Angela MacDonald, HMRC’s director general for customer services, says: “The deadline for completing self-assessment tax returns is less than 100 days away, yet so many of us wait until January to start the process. 

“Avoid the last minute rush by completing your tax returns on time and then enjoy the upcoming festive period. Starting the process early and giving yourself time to gather all the information you need will help avoid that stressful, late rush to file.”

Most UK taxpayers have their taxes deducted at source from their wages. Everyone else – the self-employed, business owners, or those with additional untaxed income – must submit a self-assessment return each year.

As well as those groups, anyone liable for the High Income Child Benefit Charge – those with income over £50,000 who receive child benefit, or whose partner gets it –  may need to file a tax return. 

The deadline for submitting paper tax returns is 31 October 2019 and 31 January 2020 for online versions. Late submissions can attract a £100 penalty. Any tax owed must be paid by 31 January 2020. 

5 self-assessment slip ups to avoid

Hargreaves Lansdown, the investment firm, has compiled a list of the most common mistakes taxpayers make when filing their tax returns – which can be all the more likely if it is done in a rush in between opening presents and Christmas dinner.

1. Forgetting pension tax relief

Higher-rate taxpayers are entitled to 40% tax relief on pension contributions. Savers into trust-based workplace schemes get the full 40% automatically, likewise if you pay pension contributions through salary sacrifice.

However, group personal pensions, group SIPPs and stakeholder pensions, where contributions are paid out of taxed income, are treated in the same way as personal pensions: you automatically get tax relief at 20%, and need to reclaim the difference on your tax return.

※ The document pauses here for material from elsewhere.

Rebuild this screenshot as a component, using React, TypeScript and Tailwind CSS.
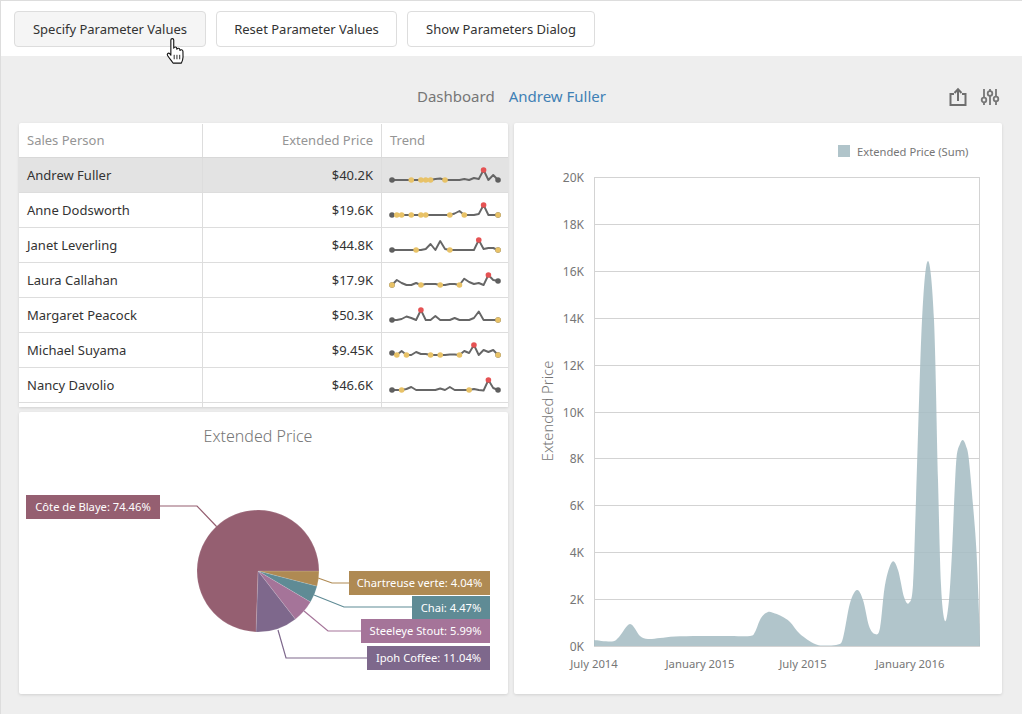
const font = { fontFamily: '"Noto Sans", "Open Sans", sans-serif' };

type Row = { name: string; price: string; ys: number[]; yellow: number[]; red: number };

const rows: Row[] = [
  { name: 'Andrew Fuller', price: '$40.2K', red: 19, yellow: [4, 6, 7, 8, 11],
    ys: [180, 180, 180, 180, 180, 180, 180, 180, 180, 179, 178.5, 180, 180, 180, 180, 179, 180, 178, 179, 170, 180, 175, 180] },
  { name: 'Anne Dodsworth', price: '$19.6K', red: 19, yellow: [1, 2, 4, 6, 7, 12, 15, 22],
    ys: [215, 215, 215, 215, 215, 215, 215, 215, 215, 215, 215, 215, 215, 213.5, 211, 215, 215, 215, 214, 205, 215, 215, 215] },
  { name: 'Janet Leverling', price: '$44.8K', red: 18, yellow: [5, 12, 22],
    ys: [250, 250, 250, 250, 250, 250, 250, 249, 244, 250, 241, 249, 250, 250, 250, 250, 250, 250, 240, 249, 248, 248, 250] },
  { name: 'Laura Callahan', price: '$17.9K', red: 20, yellow: [0, 6, 10, 14],
    ys: [285, 280, 283, 285, 285, 283, 285, 284, 284, 284, 285, 285, 284, 284, 285, 278.7, 282, 284, 283, 285, 275, 280, 281] },
  { name: 'Margaret Peacock', price: '$50.3K', red: 6, yellow: [22],
    ys: [320, 320, 319, 316.5, 318, 320, 310, 320, 320, 316, 320, 320, 320, 318, 320, 320, 320, 318, 311.5, 320, 320, 320, 320] },
  { name: 'Michael Suyama', price: '$9.45K', red: 17, yellow: [1, 3, 8, 10, 14, 22],
    ys: [353, 355, 351, 355, 355, 352, 354, 354, 355, 355, 355, 355, 354.5, 354.5, 355, 351, 353, 345, 355, 350, 352, 350, 355] },
  { name: 'Nancy Davolio', price: '$46.6K', red: 20, yellow: [2, 16],
    ys: [390, 390, 390, 389, 387, 390, 390, 390, 390, 390, 388.5, 390, 387, 390, 390, 390, 390, 389, 390, 390.5, 380, 388, 390] },
];

function Sparkline({ row, top }: { row: Row; top: number }) {
  const xs = row.ys.map((_, i) => 392 + i * 4.82);
  const last = row.ys.length - 1;
  return (
    <svg width="126" height="34" viewBox={`382 ${top} 126 34`}>
      <polyline
        points={row.ys.map((y, i) => `${xs[i]},${y}`).join(' ')}
        fill="none"
        stroke="#666666"
        strokeWidth="1.9"
        strokeLinejoin="round"
      />
      {[0, last].map((i) => (
        <circle key={i} cx={xs[i]} cy={row.ys[i]} r="2.8" fill="#5f5f5f" />
      ))}
      {row.yellow.map((i) => (
        <circle key={i} cx={xs[i]} cy={row.ys[i]} r="2.8" fill="#e8c267" />
      ))}
      <circle cx={xs[row.red]} cy={row.ys[row.red]} r="2.8" fill="#e55253" />
    </svg>
  );
}

function Grid() {
  return (
    <div className="h-[284px] overflow-hidden rounded-t-[2px] bg-white shadow-[0_1px_3px_rgba(0,0,0,0.12)]">
      <div className="flex h-[35px] border-b border-[#d8d8d8] pt-px text-[13px] text-[#959595]">
        <div className="flex w-[184px] items-center border-r border-[#dddddd] pl-2">Sales Person</div>
        <div className="flex w-[179px] items-center justify-end border-r border-[#dddddd] pr-2">Extended Price</div>
        <div className="flex flex-1 items-center pl-2">Trend</div>
      </div>
      {rows.map((row, i) => (
        <div
          key={row.name}
          className={`flex h-[35px] border-b border-[#dddddd] text-[13px] text-[#333333] ${i === 0 ? 'bg-[#e3e3e3]' : ''}`}
        >
          <div className="flex w-[184px] items-center border-r border-[#dddddd] pl-2 pt-px">{row.name}</div>
          <div className="flex w-[179px] items-center justify-end border-r border-[#dddddd] pr-2 pt-px">{row.price}</div>
          <div className="flex-1">
            <Sparkline row={row} top={158 + i * 35} />
          </div>
        </div>
      ))}
      <div className="flex h-[10px]">
        <div className="w-[184px] border-r border-[#dddddd]" />
        <div className="w-[179px] border-r border-[#dddddd]" />
      </div>
    </div>
  );
}

const slices = [
  { from: 0, to: 14.5, color: '#af8a53' },
  { from: 14.5, to: 30.6, color: '#5f8b95' },
  { from: 30.6, to: 52.2, color: '#a57499' },
  { from: 52.2, to: 91.9, color: '#7e688c' },
  { from: 91.9, to: 360, color: '#955f71' },
];

const pieLabels = [
  { text: 'Côte de Blaye: 74.46%', x: 26, y: 495, w: 134, color: '#955f71', line: '160,506 197,506 217,527' },
  { text: 'Chartreuse verte: 4.04%', x: 349, y: 571, w: 141, color: '#af8a53', line: '318,578 332,583 349,583' },
  { text: 'Chai: 4.47%', x: 412, y: 596, w: 78, color: '#5f8b95', line: '314,595 344,607 412,607' },
  { text: 'Steeleye Stout: 5.99%', x: 361, y: 619, w: 129, color: '#a57499', line: '304,611 328,631 361,631' },
  { text: 'Ipoh Coffee: 11.04%', x: 367, y: 646, w: 123, color: '#7e688c', line: '278,630 286,658 367,658' },
];

function slicePath(from: number, to: number) {
  const cx = 258;
  const cy = 571;
  const r = 61;
  const a = (from * Math.PI) / 180;
  const b = (to * Math.PI) / 180;
  const large = to - from > 180 ? 1 : 0;
  return `M${cx},${cy} L${cx + r * Math.cos(a)},${cy + r * Math.sin(a)} A${r},${r} 0 ${large} 1 ${cx + r * Math.cos(b)},${cy + r * Math.sin(b)} Z`;
}

function PieCard() {
  return (
    <div className="h-[282px] rounded-[2px] bg-white shadow-[0_1px_3px_rgba(0,0,0,0.12)]">
      <svg width="489" height="282" viewBox="19 412 489 282" style={font}>
        <text x="258" y="442" textAnchor="middle" fontSize="16" fontWeight="300" fill="#767676">
          Extended Price
        </text>
        {pieLabels.map((l) => (
          <polyline key={l.text} points={l.line} fill="none" stroke={l.color} strokeWidth="1.2" />
        ))}
        {slices.map((s) => (
          <path key={s.from} d={slicePath(s.from, s.to)} fill={s.color} stroke="#ffffff" strokeOpacity="0.25" strokeWidth="0.5" />
        ))}
        {pieLabels.map((l) => (
          <g key={l.text}>
            <rect x={l.x} y={l.y} width={l.w} height="24" fill={l.color} />
            <text x={l.x + l.w / 2} y={l.y + 16} textAnchor="middle" fontSize="11.2" fill="#ffffff">
              {l.text}
            </text>
          </g>
        ))}
      </svg>
    </div>
  );
}

const areaPoints: [number, number][] = [
  [594, 640], [612, 641.5], [619, 637], [630, 624], [640, 636], [648, 639], [660, 638], [675, 636.5],
  [700, 636], [730, 636], [750, 636], [755, 632], [761, 618], [768, 612], [775, 613.5], [782, 616.5], [790, 622], [800, 634], [815, 644],
  [825, 645.5], [838, 644.5], [843, 638], [850, 603], [857, 590], [863, 600], [869, 626], [875, 634],
  [880, 628], [885, 585], [892, 562], [898, 570], [904, 597], [909, 603], [913, 585], [916, 500],
  [922, 320], [928, 261], [934, 320], [938, 480], [941, 585], [945, 621], [949, 600], [952, 552],
  [954, 505], [956.5, 458], [960, 444], [963, 440], [966, 446], [968.7, 458], [973, 505], [976.5, 552], [979.5, 625],
];

function spline(pts: [number, number][]) {
  let d = `M${pts[0][0]},${pts[0][1]}`;
  for (let i = 0; i < pts.length - 1; i++) {
    const p0 = pts[Math.max(i - 1, 0)];
    const p1 = pts[i];
    const p2 = pts[i + 1];
    const p3 = pts[Math.min(i + 2, pts.length - 1)];
    d += ` C${p1[0] + (p2[0] - p0[0]) / 6},${p1[1] + (p2[1] - p0[1]) / 6} ${p2[0] - (p3[0] - p1[0]) / 6},${p2[1] - (p3[1] - p1[1]) / 6} ${p2[0]},${p2[1]}`;
  }
  return d;
}

const yTicks = [20, 18, 16, 14, 12, 10, 8, 6, 4, 2, 0];
const xTicks = [
  { text: 'July 2014', x: 594 },
  { text: 'January 2015', x: 700 },
  { text: 'July 2015', x: 803 },
  { text: 'January 2016', x: 910 },
];

function ChartCard() {
  return (
    <div className="h-[571px] w-[488px] rounded-[2px] bg-white shadow-[0_1px_3px_rgba(0,0,0,0.12)]">
      <svg width="488" height="571" viewBox="514 123 488 571" style={font}>
        <rect x="838" y="145" width="12" height="12" fill="#b0c4ca" />
        <text x="857" y="156" fontSize="11.2" fill="#767676">
          Extended Price (Sum)
        </text>
        <text transform="translate(553 411) rotate(-90)" textAnchor="middle" fontSize="14.8" fontWeight="300" fill="#767676">
          Extended Price
        </text>
        {yTicks.map((t) => {
          const y = 646 - t * 23.45;
          return (
            <g key={t}>
              <line x1="594" x2="980" y1={Math.round(y) + 0.5} y2={Math.round(y) + 0.5} stroke="#d3d3d3" />
              <text x="584" y={y + 5} textAnchor="end" fontSize="12" fill="#767676">
                {t}K
              </text>
            </g>
          );
        })}
        <line x1="594.5" x2="594.5" y1="177" y2="646" stroke="#d3d3d3" />
        <line x1="979.5" x2="979.5" y1="177" y2="646" stroke="#d3d3d3" />
        <path d={`${spline(areaPoints)} L980,646 L594,646 Z`} fill="#a6bdc4" fillOpacity="0.88" />
        {xTicks.map((t) => (
          <text key={t.text} x={t.x} y="668" textAnchor="middle" fontSize="11.3" fill="#767676">
            {t.text}
          </text>
        ))}
      </svg>
    </div>
  );
}

function HandCursor() {
  return (
    <svg className="absolute left-[163px] top-[35px]" width="27" height="31" viewBox="0 0 24 28">
      <path
        d="M6 3.5 C6 2 8.6 2 8.6 3.5 L8.6 11 C9 9.6 11.2 9.6 11.3 11 L11.4 12 C11.8 10.8 14 10.8 14.1 12.2 L14.2 13 C14.8 12 16.8 12.2 16.9 13.8 L17 19 C17 21 16.4 22.5 15.5 24.5 L8 24.5 C7 22.5 4.8 20.5 3 17.6 C2.2 16.2 3.8 14.8 5 16 L6 17.4 Z"
        fill="#ffffff"
        stroke="#111111"
        strokeWidth="1"
        strokeLinejoin="round"
      />
      <path d="M9 17 V21 M11.5 17 V21 M14 17 V21" stroke="#111111" strokeWidth="0.8" fill="none" />
    </svg>
  );
}

function ToolbarButton({ label, width, active }: { label: string; width: string; active?: boolean }) {
  return (
    <button
      className={`h-[36px] ${width} whitespace-nowrap rounded-[4px] border border-[#dddddd] pt-px text-[13px] text-[#333333] ${active ? 'bg-[#f5f5f5]' : 'bg-white'}`}
    >
      {label}
    </button>
  );
}

export default function App() {
  return (
    <div className="relative flex h-[714px] w-[1022px] flex-col border-l border-t border-[#dddddd] bg-[#eeeeee]" style={font}>
      <div className="flex h-[55px] items-start gap-[10px] bg-white pl-[13px] pt-[10px]">
        <ToolbarButton label="Specify Parameter Values" width="w-[192px]" active />
        <ToolbarButton label="Reset Parameter Values" width="w-[181px]" />
        <ToolbarButton label="Show Parameters Dialog" width="w-[188px]" />
      </div>
      <div className="flex h-[67px] items-center pl-[416px] pr-[22px] pt-[14px]">
        <span className="text-[15px] text-[#767676]">Dashboard</span>
        <span className="ml-[14px] text-[15px] text-[#3f80b5]">Andrew Fuller</span>
        <div className="ml-auto flex items-center gap-[12px]">
          <svg width="19" height="20" viewBox="0 0 19 20" fill="none" stroke="#6e6e6e" strokeWidth="2">
            <path d="M5 7 H1.5 V18 H16.5 V7 H13" />
            <path d="M9 14 V2.5" />
            <path d="M5.5 6 L9 2.2 L12.5 6" />
          </svg>
          <svg width="20" height="20" viewBox="0 0 20 20" fill="none" stroke="#767676" strokeWidth="1.8">
            <path d="M4 2 V10.5 M4 15.5 V18 M10 2 V4 M10 9 V18 M16 2 V9.5 M16 14.5 V18" />
            <circle cx="4" cy="13" r="2.3" />
            <circle cx="10" cy="6.5" r="2.3" />
            <circle cx="16" cy="12" r="2.3" />
          </svg>
        </div>
      </div>
      <div className="flex gap-[6px] pl-[18px]">
        <div className="flex w-[489px] flex-col gap-[5px]">
          <Grid />
          <PieCard />
        </div>
        <ChartCard />
      </div>
      <HandCursor />
    </div>
  );
}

Use gross contributions on the form – the total of everything you paid in, plus tax relief at 20%.

2. Not claiming gift aid

Basic rate taxpayers usually get this automatically by ticking a Gift Aid box – so if you make a £10 donation, the charity gets £12.50.  If you’re a higher rate taxpayer, you’ll need to reclaim the rest through your tax return.

3. Holding too much cash

Make a charity donation now and you can claim it on your tax return for 2018/19. This is particularly useful when you’re a higher rate taxpayer in one year, and a basic rate taxpayer the next. 

Enterprise Investment Schemes also offer 30% tax relief – which can be claimed on this tax return against income for 2018/19. 

4. Neglecting to divide joint accounts

If you have a joint stocks and shares, when you do your tax return, split the total dividends by the number of account holders, and each put it on your own return. This may help you stay below the £2,000 dividend allowance that kicked in in 2018/19.

5. Failing to fix mistakes on previous years

If you realise you’ve made a mistake on past returns, you can claim a refund for the past four years. Write to HMRC making a claim for ‘overpayment relief’, include proof that you’ve paid the tax, confirm you’ve not already reclaimed it, and add a signed declaration saying that the details are correct and complete.